→ **Objective**: Without the pictures, return all of the material exactly as written.

------------------------------------

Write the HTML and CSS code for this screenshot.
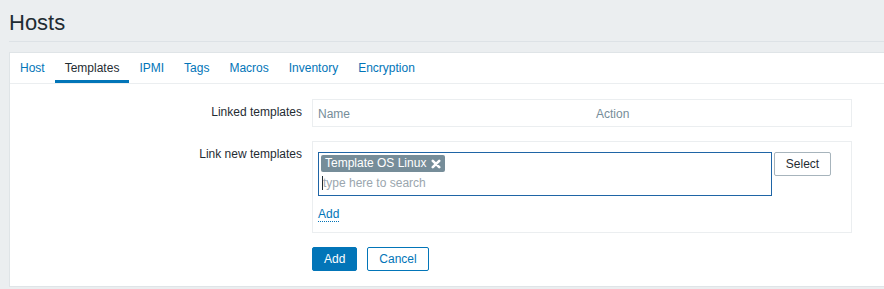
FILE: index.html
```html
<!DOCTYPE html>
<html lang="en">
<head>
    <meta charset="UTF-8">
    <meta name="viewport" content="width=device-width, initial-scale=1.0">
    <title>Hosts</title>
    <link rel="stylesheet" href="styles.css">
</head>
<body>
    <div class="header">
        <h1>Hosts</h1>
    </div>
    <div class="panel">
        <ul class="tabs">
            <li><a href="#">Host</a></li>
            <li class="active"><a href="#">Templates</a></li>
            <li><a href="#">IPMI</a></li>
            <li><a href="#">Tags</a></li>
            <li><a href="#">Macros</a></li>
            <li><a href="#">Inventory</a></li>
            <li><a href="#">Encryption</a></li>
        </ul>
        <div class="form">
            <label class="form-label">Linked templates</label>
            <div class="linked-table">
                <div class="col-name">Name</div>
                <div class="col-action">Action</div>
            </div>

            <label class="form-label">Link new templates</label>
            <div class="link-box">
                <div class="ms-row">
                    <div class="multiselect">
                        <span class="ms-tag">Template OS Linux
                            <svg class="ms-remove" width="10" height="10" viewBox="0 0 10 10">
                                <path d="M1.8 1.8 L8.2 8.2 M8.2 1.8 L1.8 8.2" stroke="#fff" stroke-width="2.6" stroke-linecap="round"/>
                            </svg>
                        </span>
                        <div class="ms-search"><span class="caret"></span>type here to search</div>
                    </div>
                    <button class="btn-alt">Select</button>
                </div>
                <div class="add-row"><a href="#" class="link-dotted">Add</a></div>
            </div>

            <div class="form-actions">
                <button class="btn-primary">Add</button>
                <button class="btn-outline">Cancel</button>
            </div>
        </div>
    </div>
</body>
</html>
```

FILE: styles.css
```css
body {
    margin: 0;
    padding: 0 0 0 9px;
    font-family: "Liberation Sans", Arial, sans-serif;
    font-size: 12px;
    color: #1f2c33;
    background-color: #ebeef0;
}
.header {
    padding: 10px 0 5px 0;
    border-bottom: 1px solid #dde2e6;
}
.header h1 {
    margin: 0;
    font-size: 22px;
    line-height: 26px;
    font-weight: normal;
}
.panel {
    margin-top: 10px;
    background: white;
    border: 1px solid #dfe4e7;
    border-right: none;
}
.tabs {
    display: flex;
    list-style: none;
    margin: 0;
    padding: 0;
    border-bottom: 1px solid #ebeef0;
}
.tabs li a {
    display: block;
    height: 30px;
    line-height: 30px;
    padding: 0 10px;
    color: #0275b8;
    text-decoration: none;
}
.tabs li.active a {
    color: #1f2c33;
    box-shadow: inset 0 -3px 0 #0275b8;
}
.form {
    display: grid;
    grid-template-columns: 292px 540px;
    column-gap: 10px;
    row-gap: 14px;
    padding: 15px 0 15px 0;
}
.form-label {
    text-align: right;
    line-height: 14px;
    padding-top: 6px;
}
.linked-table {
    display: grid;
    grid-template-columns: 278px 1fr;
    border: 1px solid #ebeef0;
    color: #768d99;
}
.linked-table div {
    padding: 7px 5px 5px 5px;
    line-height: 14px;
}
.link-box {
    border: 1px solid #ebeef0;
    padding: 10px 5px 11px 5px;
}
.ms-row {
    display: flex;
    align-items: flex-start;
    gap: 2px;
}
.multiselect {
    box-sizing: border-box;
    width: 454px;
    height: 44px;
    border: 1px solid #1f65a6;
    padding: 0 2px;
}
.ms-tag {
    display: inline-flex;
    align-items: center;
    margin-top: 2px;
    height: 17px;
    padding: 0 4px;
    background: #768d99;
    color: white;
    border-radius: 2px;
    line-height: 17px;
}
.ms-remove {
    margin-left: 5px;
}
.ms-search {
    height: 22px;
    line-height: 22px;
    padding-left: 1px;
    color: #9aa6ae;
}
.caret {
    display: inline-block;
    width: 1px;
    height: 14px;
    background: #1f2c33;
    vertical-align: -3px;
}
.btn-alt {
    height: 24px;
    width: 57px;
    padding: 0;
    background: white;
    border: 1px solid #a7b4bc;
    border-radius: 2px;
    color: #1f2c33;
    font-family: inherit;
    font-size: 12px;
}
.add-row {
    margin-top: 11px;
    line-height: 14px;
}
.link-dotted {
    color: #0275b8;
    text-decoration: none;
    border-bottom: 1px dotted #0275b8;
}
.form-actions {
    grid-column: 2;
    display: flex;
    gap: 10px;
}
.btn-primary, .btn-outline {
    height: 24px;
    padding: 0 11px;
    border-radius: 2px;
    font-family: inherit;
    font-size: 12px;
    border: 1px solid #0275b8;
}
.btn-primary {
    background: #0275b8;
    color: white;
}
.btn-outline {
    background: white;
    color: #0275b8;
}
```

------------------------------------

→ **Complete answer**:
Write the HTML and CSS code for this screenshot.
FILE: index.html
```html
<!DOCTYPE html>
<html lang="en">
<head>
    <meta charset="UTF-8">
    <meta name="viewport" content="width=device-width, initial-scale=1.0">
    <title>Hosts</title>
    <link rel="stylesheet" href="styles.css">
</head>
<body>
    <div class="header">
        <h1>Hosts</h1>
    </div>
    <div class="panel">
        <ul class="tabs">
            <li><a href="#">Host</a></li>
            <li class="active"><a href="#">Templates</a></li>
            <li><a href="#">IPMI</a></li>
            <li><a href="#">Tags</a></li>
            <li><a href="#">Macros</a></li>
            <li><a href="#">Inventory</a></li>
            <li><a href="#">Encryption</a></li>
        </ul>
        <div class="form">
            <label class="form-label">Linked templates</label>
            <div class="linked-table">
                <div class="col-name">Name</div>
                <div class="col-action">Action</div>
            </div>

            <label class="form-label">Link new templates</label>
            <div class="link-box">
                <div class="ms-row">
                    <div class="multiselect">
                        <span class="ms-tag">Template OS Linux
                            <svg class="ms-remove" width="10" height="10" viewBox="0 0 10 10">
                                <path d="M1.8 1.8 L8.2 8.2 M8.2 1.8 L1.8 8.2" stroke="#fff" stroke-width="2.6" stroke-linecap="round"/>
                            </svg>
                        </span>
                        <div class="ms-search"><span class="caret"></span>type here to search</div>
                    </div>
                    <button class="btn-alt">Select</button>
                </div>
                <div class="add-row"><a href="#" class="link-dotted">Add</a></div>
            </div>

            <div class="form-actions">
                <button class="btn-primary">Add</button>
                <button class="btn-outline">Cancel</button>
            </div>
        </div>
    </div>
</body>
</html>
```

FILE: styles.css
```css
body {
    margin: 0;
    padding: 0 0 0 9px;
    font-family: "Liberation Sans", Arial, sans-serif;
    font-size: 12px;
    color: #1f2c33;
    background-color: #ebeef0;
}
.header {
    padding: 10px 0 5px 0;
    border-bottom: 1px solid #dde2e6;
}
.header h1 {
    margin: 0;
    font-size: 22px;
    line-height: 26px;
    font-weight: normal;
}
.panel {
    margin-top: 10px;
    background: white;
    border: 1px solid #dfe4e7;
    border-right: none;
}
.tabs {
    display: flex;
    list-style: none;
    margin: 0;
    padding: 0;
    border-bottom: 1px solid #ebeef0;
}
.tabs li a {
    display: block;
    height: 30px;
    line-height: 30px;
    padding: 0 10px;
    color: #0275b8;
    text-decoration: none;
}
.tabs li.active a {
    color: #1f2c33;
    box-shadow: inset 0 -3px 0 #0275b8;
}
.form {
    display: grid;
    grid-template-columns: 292px 540px;
    column-gap: 10px;
    row-gap: 14px;
    padding: 15px 0 15px 0;
}
.form-label {
    text-align: right;
    line-height: 14px;
    padding-top: 6px;
}
.linked-table {
    display: grid;
    grid-template-columns: 278px 1fr;
    border: 1px solid #ebeef0;
    color: #768d99;
}
.linked-table div {
    padding: 7px 5px 5px 5px;
    line-height: 14px;
}
.link-box {
    border: 1px solid #ebeef0;
    padding: 10px 5px 11px 5px;
}
.ms-row {
    display: flex;
    align-items: flex-start;
    gap: 2px;
}
.multiselect {
    box-sizing: border-box;
    width: 454px;
    height: 44px;
    border: 1px solid #1f65a6;
    padding: 0 2px;
}
.ms-tag {
    display: inline-flex;
    align-items: center;
    margin-top: 2px;
    height: 17px;
    padding: 0 4px;
    background: #768d99;
    color: white;
    border-radius: 2px;
    line-height: 17px;
}
.ms-remove {
    margin-left: 5px;
}
.ms-search {
    height: 22px;
    line-height: 22px;
    padding-left: 1px;
    color: #9aa6ae;
}
.caret {
    display: inline-block;
    width: 1px;
    height: 14px;
    background: #1f2c33;
    vertical-align: -3px;
}
.btn-alt {
    height: 24px;
    width: 57px;
    padding: 0;
    background: white;
    border: 1px solid #a7b4bc;
    border-radius: 2px;
    color: #1f2c33;
    font-family: inherit;
    font-size: 12px;
}
.add-row {
    margin-top: 11px;
    line-height: 14px;
}
.link-dotted {
    color: #0275b8;
    text-decoration: none;
    border-bottom: 1px dotted #0275b8;
}
.form-actions {
    grid-column: 2;
    display: flex;
    gap: 10px;
}
.btn-primary, .btn-outline {
    height: 24px;
    padding: 0 11px;
    border-radius: 2px;
    font-family: inherit;
    font-size: 12px;
    border: 1px solid #0275b8;
}
.btn-primary {
    background: #0275b8;
    color: white;
}
.btn-outline {
    background: white;
    color: #0275b8;
}
```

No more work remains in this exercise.